The investigation into a former United Conservative Party leadership candidate’s so-called “kamikaze” campaign will continue through Alberta’s election period, now that a Calgary judge has refused to grant an emergency injunction sought by the man at the centre of the probe.
Court of Queen’s Bench Justice Anne Kirker delivered her decision Wednesday afternoon, ruling it is in the public interest for the investigation to continue.
The investigation by the commissioner relates to the financing of Callaway’s UCP leadership campaign. It’s alleged Callaway ran for the purpose of targeting Kenney’s top rival, former Wildrose leader Brian Jean, with a plan to step down before the vote in October 2017 and throw his support behind Kenney. Both Kenney and Callaway have denied that plot.
Callaway was named on the application along with four of his family members and Robyn Lore, a local businessman with ties to the campaign.
Although Kirker questioned the commissioner making findings and issuing penalties before giving Callaway the chance to respond, she found an injunction was not a proper remedy and that there is no evidence of irreparable harm to the applicants.
She also noted the courts should be slow to interfere in investigations.
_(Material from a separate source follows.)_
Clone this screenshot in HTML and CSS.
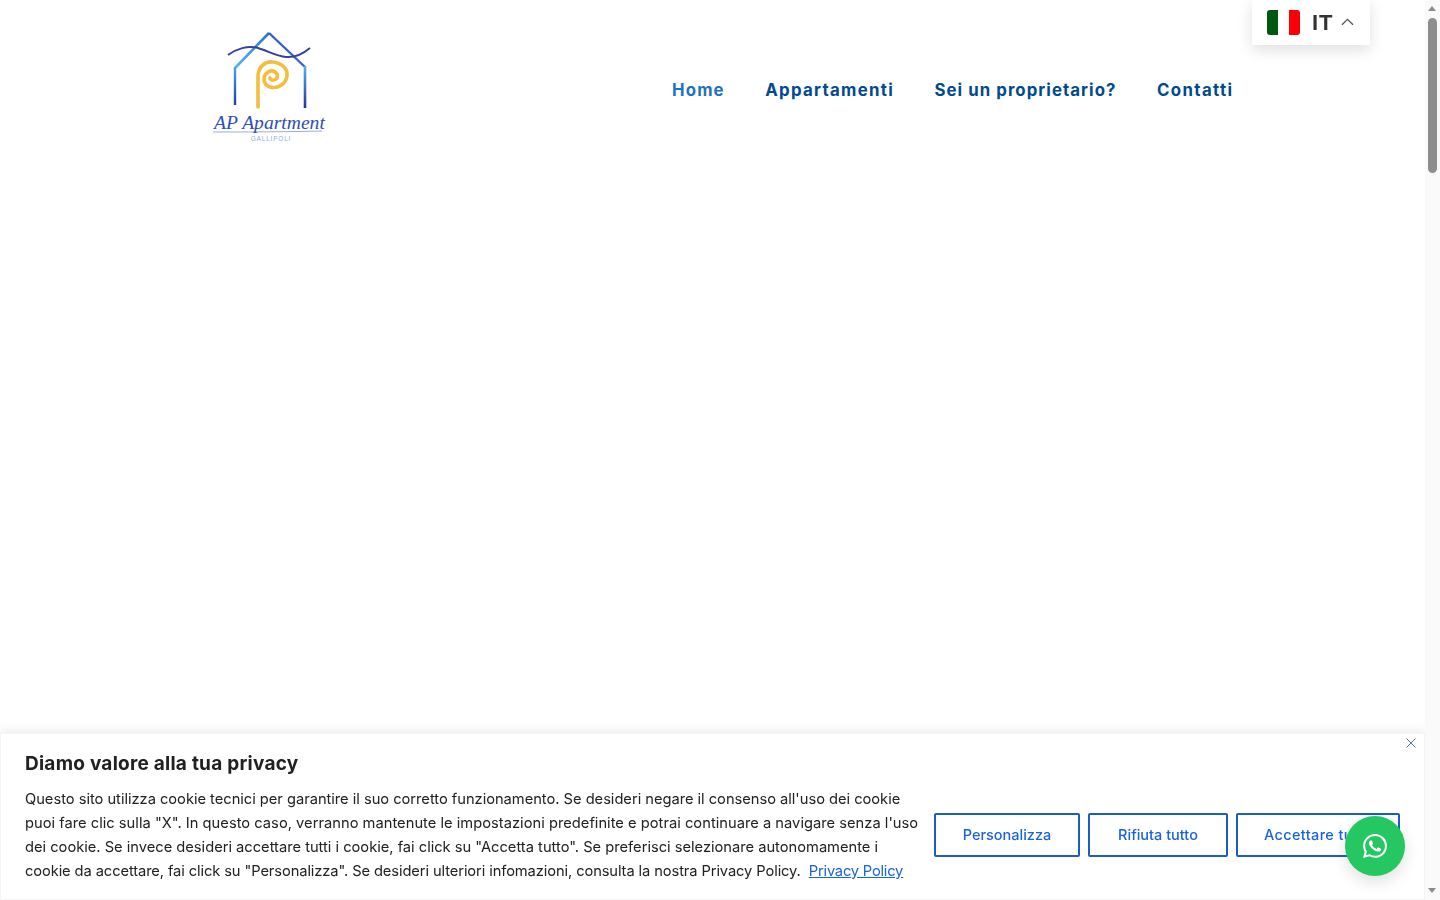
FILE: index.html
```html
<!DOCTYPE html>
<html lang="it">
<head>
<meta charset="utf-8">
<title>AP Apartment Gallipoli</title>
<link rel="stylesheet" href="styles.css">
</head>
<body>
<div class="viewport">
  <header class="site-header">
    <a class="logo" href="#" aria-label="AP Apartment Gallipoli">
      <svg class="logo-svg" width="120" height="114" viewBox="0 0 120 114" xmlns="http://www.w3.org/2000/svg">
        <defs>
          <linearGradient id="roofL" gradientUnits="userSpaceOnUse" x1="25" y1="39" x2="59" y2="4"><stop offset="0" stop-color="#57b9ec"/><stop offset="1" stop-color="#2d73c9"/></linearGradient>
          <linearGradient id="roofR" gradientUnits="userSpaceOnUse" x1="59" y1="4" x2="95" y2="38"><stop offset="0" stop-color="#2f5cbc"/><stop offset="1" stop-color="#3d63c6"/></linearGradient>
          <linearGradient id="wallL" gradientUnits="userSpaceOnUse" x1="25" y1="38" x2="25" y2="76"><stop offset="0" stop-color="#45a6e4"/><stop offset="1" stop-color="#2a3aa4"/></linearGradient>
          <linearGradient id="wallR" gradientUnits="userSpaceOnUse" x1="95" y1="37" x2="95" y2="79"><stop offset="0" stop-color="#52b2e8"/><stop offset="1" stop-color="#27329c"/></linearGradient>
        </defs>
        <g class="logo-art">
          <path d="M25 39 L59 4" fill="none" stroke="url(#roofL)" stroke-width="2.6"/>
          <path d="M59 4 L95 38" fill="none" stroke="url(#roofR)" stroke-width="2.4"/>
          <path d="M25 38 L25 76" fill="none" stroke="url(#wallL)" stroke-width="2.4"/>
          <path d="M95 37 L95 79" fill="none" stroke="url(#wallR)" stroke-width="2.6"/>
          <path d="M18 26 C26 20 38 16 48 19 C58 22 66 27 76 28 C86 29 94 24 100 19" fill="none" stroke="#37409f" stroke-width="2"/>
          <path d="M48 78 L48 46 C49 37 56 32 63 33 C72 34 78 40 77 47 C76 55 68 60 60 58 C53 56 52 47 58 43 C63 40 69 44 67 49 C65 52 61 52 60 49" fill="none" stroke="#f4bd3c" stroke-width="3.6" stroke-linecap="round"/>
        </g>
        <text class="logo-script" x="4" y="100">AP Apartment</text>
        <path d="M3 103 C30 103 70 103 112 102" fill="none" stroke="#3a56b8" stroke-width=".5"/>
        <text class="logo-small" x="61" y="112" text-anchor="middle">GALLIPOLI</text>
      </svg>
    </a>
    <nav class="main-nav">
      <a class="nav-link is-active" href="#">Home</a>
      <a class="nav-link link-apt" href="#">Appartamenti</a>
      <a class="nav-link link-owner" href="#">Sei un proprietario?</a>
      <a class="nav-link link-contact" href="#">Contatti</a>
    </nav>
  </header>

  <div class="lang-switch">
    <span class="flag"><i class="flag-g"></i><i class="flag-w"></i><i class="flag-r"></i></span>
    <span class="lang-code">IT</span>
    <svg class="lang-caret" width="13" height="8" viewBox="0 0 13 8"><path d="M1 6.8 L6.5 1.3 L12 6.8" fill="none" stroke="#555" stroke-width="1.3"/></svg>
  </div>

  <section class="cookie-banner">
    <button class="cookie-close" aria-label="Chiudi">
      <svg width="10" height="10" viewBox="0 0 10 10"><path d="M.5 .5 L9.5 9.5 M9.5 .5 L.5 9.5" stroke="#5a6f9c" stroke-width="1" fill="none"/></svg>
    </button>
    <div class="cookie-text">
      <h2 class="cookie-title">Diamo valore alla tua privacy</h2>
      <p class="cookie-desc">
        <span class="line line-1">Questo sito utilizza cookie tecnici per garantire il suo corretto funzionamento. Se desideri negare il consenso all'uso dei cookie</span>
        <span class="line line-2">puoi fare clic sulla "X". In questo caso, verranno mantenute le impostazioni predefinite e potrai continuare a navigare senza l'uso</span>
        <span class="line line-3">dei cookie. Se invece desideri accettare tutti i cookie, fai click su "Accetta tutto". Se preferisci selezionare autonomamente i</span>
        <span class="line line-4">cookie da accettare, fai click su "Personalizza". Se desideri ulteriori infomazioni, consulta la nostra Privacy Policy. <a class="cookie-link" href="#">Privacy Policy</a></span>
      </p>
    </div>
    <div class="cookie-actions">
      <button class="cookie-btn btn-custom">Personalizza</button>
      <button class="cookie-btn btn-reject">Rifiuta tutto</button>
      <button class="cookie-btn btn-accept">Accettare tutto</button>
    </div>
  </section>

  <a class="whatsapp" href="#" aria-label="WhatsApp">
    <svg width="24" height="24" viewBox="0 0 24 24"><path fill="#fff" d="M17.472 14.382c-.297-.149-1.758-.867-2.03-.967-.273-.099-.471-.148-.67.15-.197.297-.767.966-.94 1.164-.173.199-.347.223-.644.075-.297-.15-1.255-.463-2.39-1.475-.883-.788-1.48-1.761-1.653-2.059-.173-.297-.018-.458.13-.606.134-.133.298-.347.446-.52.149-.174.198-.298.298-.497.099-.198.05-.371-.025-.52-.075-.149-.669-1.612-.916-2.207-.242-.579-.487-.5-.669-.51-.173-.008-.371-.01-.57-.01-.198 0-.52.074-.792.372-.272.297-1.04 1.016-1.04 2.479 0 1.462 1.065 2.875 1.213 3.074.149.198 2.096 3.2 5.077 4.487.709.306 1.262.489 1.694.625.712.227 1.36.195 1.871.118.571-.085 1.758-.719 2.006-1.413.248-.694.248-1.289.173-1.413-.074-.124-.272-.198-.57-.347m-5.421 7.403h-.004a9.87 9.87 0 01-5.031-1.378l-.361-.214-3.741.982.998-3.648-.235-.374a9.86 9.86 0 01-1.51-5.26c.001-5.45 4.436-9.884 9.888-9.884 2.64 0 5.122 1.03 6.988 2.898a9.825 9.825 0 012.893 6.994c-.003 5.45-4.437 9.884-9.885 9.884m8.413-18.297A11.815 11.815 0 0012.05 0C5.495 0 .16 5.335.157 11.892c0 2.096.547 4.142 1.588 5.945L.057 24l6.305-1.654a11.882 11.882 0 005.683 1.448h.005c6.554 0 11.89-5.335 11.893-11.893a11.821 11.821 0 00-3.48-8.413z"/></svg>
  </a>

  <aside class="scrollbar" aria-hidden="true">
    <span class="sb-arrow sb-up"></span>
    <span class="sb-thumb"></span>
    <span class="sb-arrow sb-down"></span>
  </aside>
</div>
</body>
</html>
```

FILE: styles.css
```css
* { box-sizing: border-box; }
html, body { margin: 0; padding: 0; background: #fff; }
body { font-family: Inter, "Noto Sans", sans-serif; color: #212121; }

.viewport { height: 900px; overflow: hidden; }

.site-header { display: flex; align-items: flex-start; padding: 29px 0 0 210px; }
.logo { display: block; width: 120px; height: 114px; }
.logo-svg { display: block; }
.logo-art { filter: blur(.3px); }
.logo-script { font-family: "Liberation Serif", serif; font-style: italic; font-size: 19.6px; fill: #2f4fb0; }
.logo-small { font-family: "Liberation Sans", sans-serif; font-size: 6.5px; fill: #8fb0e0; letter-spacing: .8px; }

.main-nav { display: flex; gap: 40.5px; margin: 51px 0 0 342px; }
.nav-link { font-size: 16.8px; font-weight: 700; line-height: 20px; letter-spacing: 1.15px; color: #004a8f; text-decoration: none; white-space: nowrap; }
.nav-link.is-active { color: #1e73be; }
.link-apt { letter-spacing: 1.3px; }
.link-owner { letter-spacing: 1.05px; }
.link-contact { letter-spacing: 1.4px; }

.lang-switch { position: fixed; top: 0; right: 70px; width: 118px; height: 45px; background: #fff; display: flex; align-items: center; padding: 0 0 0 15px; box-shadow: 0 5px 15px rgba(0,0,0,.13); }
.flag { display: flex; width: 33px; height: 25px; border-radius: 3px; overflow: hidden; }
.flag i { flex: 1; display: block; }
.flag-g { background: #00570f; }
.flag-w { background: #fff; }
.flag-r { background: #fb0007; }
.lang-code { font-family: "Liberation Sans", sans-serif; margin-left: 12px; font-size: 22px; font-weight: 700; letter-spacing: 1px; color: #333; line-height: 45px; }
.lang-caret { margin-left: 7px; margin-top: -2px; }

.cookie-banner { position: fixed; left: 0; right: 15px; bottom: 0; height: 167px; background: #fff; border: 1px solid #f4f4f4; box-shadow: 0 -1px 10px rgba(172,171,171,.3); display: flex; align-items: flex-start; padding: 18px 24px 0; }
.cookie-close { position: absolute; top: 3px; right: 7px; width: 12px; height: 12px; padding: 1px; background: none; border: 0; display: flex; }
.cookie-text { flex: none; width: 909px; }
.cookie-title { margin: 0 0 11px; font-size: 19px; letter-spacing: .25px; line-height: 24px; font-weight: 700; color: #212121; }
.cookie-desc { margin: 0; font-size: 14.7px; line-height: 24px; color: #212121; white-space: nowrap; }
.line { display: block; }
.line-1 { letter-spacing: -.025px; }
.line-2 { letter-spacing: .015px; }
.line-3 { letter-spacing: -.01px; }
.line-4 { letter-spacing: -.1px; }
.cookie-link { color: #1863dc; margin-left: 4px; letter-spacing: -.2px; }
.cookie-actions { display: flex; gap: 8px; margin-top: 61px; }
.cookie-btn { height: 44px; background: #fff; border: 2px solid #1b5cc6; border-radius: 2px; color: #1863dc; font-family: inherit; font-size: 14.5px; font-weight: 500; padding: 0 0 2px; white-space: nowrap; }
.btn-custom { width: 146px; }
.btn-reject { width: 140px; }
.btn-accept { width: 164px; letter-spacing: .35px; }

.whatsapp { position: fixed; left: 1345px; top: 816px; width: 60px; height: 60px; border-radius: 50%; background: #25c763; display: flex; align-items: center; justify-content: center; box-shadow: 0 6px 16px rgba(0,0,0,.12); }

.scrollbar { position: fixed; top: 0; right: 0; bottom: 0; width: 15px; background: #fafafa; }
.sb-arrow { position: absolute; left: 3px; width: 0; height: 0; border-left: 4.5px solid transparent; border-right: 4.5px solid transparent; }
.sb-up { top: 6px; border-bottom: 5px solid #8c8c8c; }
.sb-down { bottom: 7px; border-top: 5px solid #8c8c8c; }
.sb-thumb { position: absolute; top: 18px; left: 3px; width: 9px; height: 155px; border-radius: 5px; background: #8e8e8e; }
```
Court sat until nearly 8 p.m. Monday night as Justice Kirker heard six hours of arguments from former UCP leadership candidate Jeff Callaway’s lawyer and counsel for the Office of the Elections Commissioner (OEC).
Lawyer Ivan Bernardo represents all six applicants and argued there is no urgency to the investigation and no need for it to continue while Alberta is in the middle of a provincial election.
Gibson has sent letters to several people who have been interviewed with his “findings of the investigation” and has handed out fines and letters of reprimand to several people connected to Callaway’s campaign.
Bernardo took issue with the commissioner making findings before all key witnesses have been interviewed.
But Corinne Petersen, the lawyer for the commissioner told the judge that Gibson is overseeing a series of investigations involving not just Callaway but those connected to his campaign.
It’s alleged Callaway ran in 2017 for the purpose of targeting Jason Kenney’s top rival, former Wildrose leader Brian Jean, with a plan to step down before the vote and throw his support behind Kenney, who won the race.
Although Kenney and Callaway have denied that claim, CBC News obtained emails showing higher-ups in Kenney’s campaign circle providing resources — strategic political direction, media, and debate talking points, speeches, videos and attack advertisements — to the Callaway campaign.
Kenney’s deputy chief of staff, Matt Wolf, even emailed a resignation speech to Callaway the day he dropped out of the leadership race.
Bernardo argued the OEC is looking into an 18-month-old internal party contest and the commissioner should instead focus on the current election.
In her arguments against granting the injunction, Petersen said suspending the investigation because of a complaint from those who are being investigated would amount to “reasonable apprehension of bias in the other direction.”